Wednesday, March 21, 2007

Bloor Line, legs crossed and leaning.

Black woman, late teens, wearing a brown coat and brown knit cap, hood high against her neck, tied in place with a long scarf.

Vanity Fair, William Thackeray (Premier Classics)

Page 175:

How many a thing had she said, and got no echo from him. How many suspicions of selfishness and indifference had she to ecounter and obstinately overcome?

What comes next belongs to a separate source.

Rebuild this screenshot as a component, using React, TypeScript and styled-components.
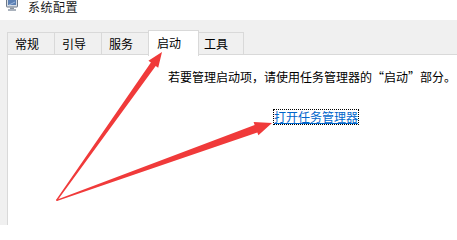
import React from 'react';
import styled, { createGlobalStyle } from 'styled-components';

const GlobalStyle = createGlobalStyle`
  html, body {
    margin: 0;
    padding: 0;
    background: #ffffff;
  }
  body {
    font-family: "Noto Sans CJK SC", "Microsoft YaHei", sans-serif;
    font-size: 12px;
    color: #000000;
  }
`;

const Window = styled.div`
  position: relative;
  width: 457px;
  height: 225px;
  overflow: hidden;
  display: flex;
  flex-direction: column;
  background: #f0f0f0;
`;

const TitleBar = styled.div`
  height: 20px;
  flex: none;
  background: #ffffff;
  display: flex;
  align-items: flex-start;
  gap: 10px;
  padding-left: 6px;
`;

const TitleText = styled.span`
  margin-top: 1px;
  font-size: 12px;
  line-height: 12px;
  color: #1a1a1a;
  letter-spacing: 0.5px;
`;

const Body = styled.div`
  flex: 1;
  display: flex;
  flex-direction: column;
  padding-top: 10px;
  min-height: 0;
`;

const TabStrip = styled.div`
  display: flex;
  align-items: flex-end;
  height: 25px;
  padding-left: 7px;
  position: relative;
  z-index: 1;
`;

const Tab = styled.div<{ $active?: boolean; $width: number }>`
  box-sizing: border-box;
  width: ${(p) => p.$width}px;
  height: ${(p) => (p.$active ? 26 : 23)}px;
  margin: ${(p) => (p.$active ? '0 -2px -1px -2px' : '0')};
  padding-left: ${(p) => (p.$active ? 8 : 7)}px;
  padding-top: ${(p) => (p.$active ? 5 : 4)}px;
  background: ${(p) => (p.$active ? '#ffffff' : '#f0f0f0')};
  border: 1px solid #d9d9d9;
  border-bottom: ${(p) => (p.$active ? 'none' : '1px solid #d9d9d9')};
  border-left-width: ${(p) => (p.$active ? 1 : 0)}px;
  font-size: 12px;
  line-height: 13px;
  color: #000000;
  position: relative;
  z-index: ${(p) => (p.$active ? 2 : 1)};

  &:first-child {
    border-left-width: 1px;
  }
`;

const Panel = styled.div`
  flex: 1;
  margin-left: 7px;
  margin-top: -1px;
  background: #ffffff;
  border: 1px solid #d9d9d9;
  border-right: none;
  border-bottom: none;
  display: flex;
  flex-direction: column;
  align-items: flex-start;
  padding: 15px 0 0 160px;
`;

const Notice = styled.p`
  margin: 0;
  font-size: 12px;
  line-height: 13px;
  white-space: nowrap;
  color: #000000;
`;

const ManagerLink = styled.a`
  margin: 27px 0 0 106px;
  padding: 0 0 1px 0;
  font-size: 12px;
  line-height: 13px;
  color: #0066cc;
  text-decoration: underline;
  outline: 1px dotted #000000;
  outline-offset: 0;
  white-space: nowrap;
  cursor: pointer;
`;

const Arrows = styled.svg`
  position: absolute;
  left: 0;
  top: 0;
  pointer-events: none;
  z-index: 5;
`;

const ComputerIcon = () => (
  <svg width="12" height="12" viewBox="0 0 12 12">
    <rect x="0.5" y="-3" width="11" height="10" rx="0.5" fill="#d6dde6" stroke="#6c7787" />
    <rect x="2" y="-2" width="8" height="7" fill="#5b7fb3" />
    <path d="M3 5 L9 2" stroke="#9fb9de" strokeWidth="1" />
    <rect x="4" y="7.5" width="4" height="1.5" fill="#8a939f" />
    <rect x="2" y="9" width="8" height="2" fill="#aab2bd" />
  </svg>
);

const tabs = [
  { label: '常规', width: 48 },
  { label: '引导', width: 47 },
  { label: '服务', width: 48 },
  { label: '启动', width: 51, active: true },
  { label: '工具', width: 47 },
];

export default function App() {
  return (
    <>
      <GlobalStyle />
      <Window>
        <TitleBar>
          <ComputerIcon />
          <TitleText>系统配置</TitleText>
        </TitleBar>
        <Body>
          <TabStrip>
            {tabs.map((t) => (
              <Tab key={t.label} $active={t.active} $width={t.width}>
                {t.label}
              </Tab>
            ))}
          </TabStrip>
          <Panel>
            <Notice>若要管理启动项，请使用任务管理器的“启动”部分。</Notice>
            <ManagerLink>打开任务管理器</ManagerLink>
          </Panel>
        </Body>
        <Arrows width="457" height="225" viewBox="0 0 457 225">
          <polygon
            points="56,200 150.9,62.5 148.4,60.7 162,52 158.2,67.7 155.7,66 57,201"
            fill="#f03a3a"
          />
          <polygon
            points="56,200 254.65,124.9 253.6,122.1 272,123 258.4,135.3 257.35,132.5 57,201"
            fill="#f03a3a"
          />
        </Arrows>
      </Window>
    </>
  );
}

Had it been a play the lights would come up now, she thought. Two figures stand facing each other on the stage, hands by their sides, shoulders forward, hips locked, legs braced. Anger. Frustration. Passion. The audience doesn't know. A minute or two and their resolve remains even as their bodies begin to sway. Finally, they push off their heels, bounding toward one another, stopping shoulder to shoulder, clasping an arm about the other's waist until they are a figure eight. This might be the first time the audience notices that they aren't wearing shoes, that they're both in tank tops and loose fitting pants. They twist slowly, circling at the waist, once, twice, and then she's on his back, a leg slung over to slide on top, easy, effortless. She holds her forearm against his throat, her back arched, her other arm pumped high like she's mastered the bull. He bucks, turning to catch her before she hits the ground, propelling her through his legs back across the stage to where she first stood. She stands. He faces her. Their hands are by their sides, shoulders forward, hips locked, legs braced. The door bell rings. They straighten, wipe their laps and approach one another, tending stray hairs, lopsided straps, a sweaty brow, then head to the door where another couple stands with the offer of a casserole.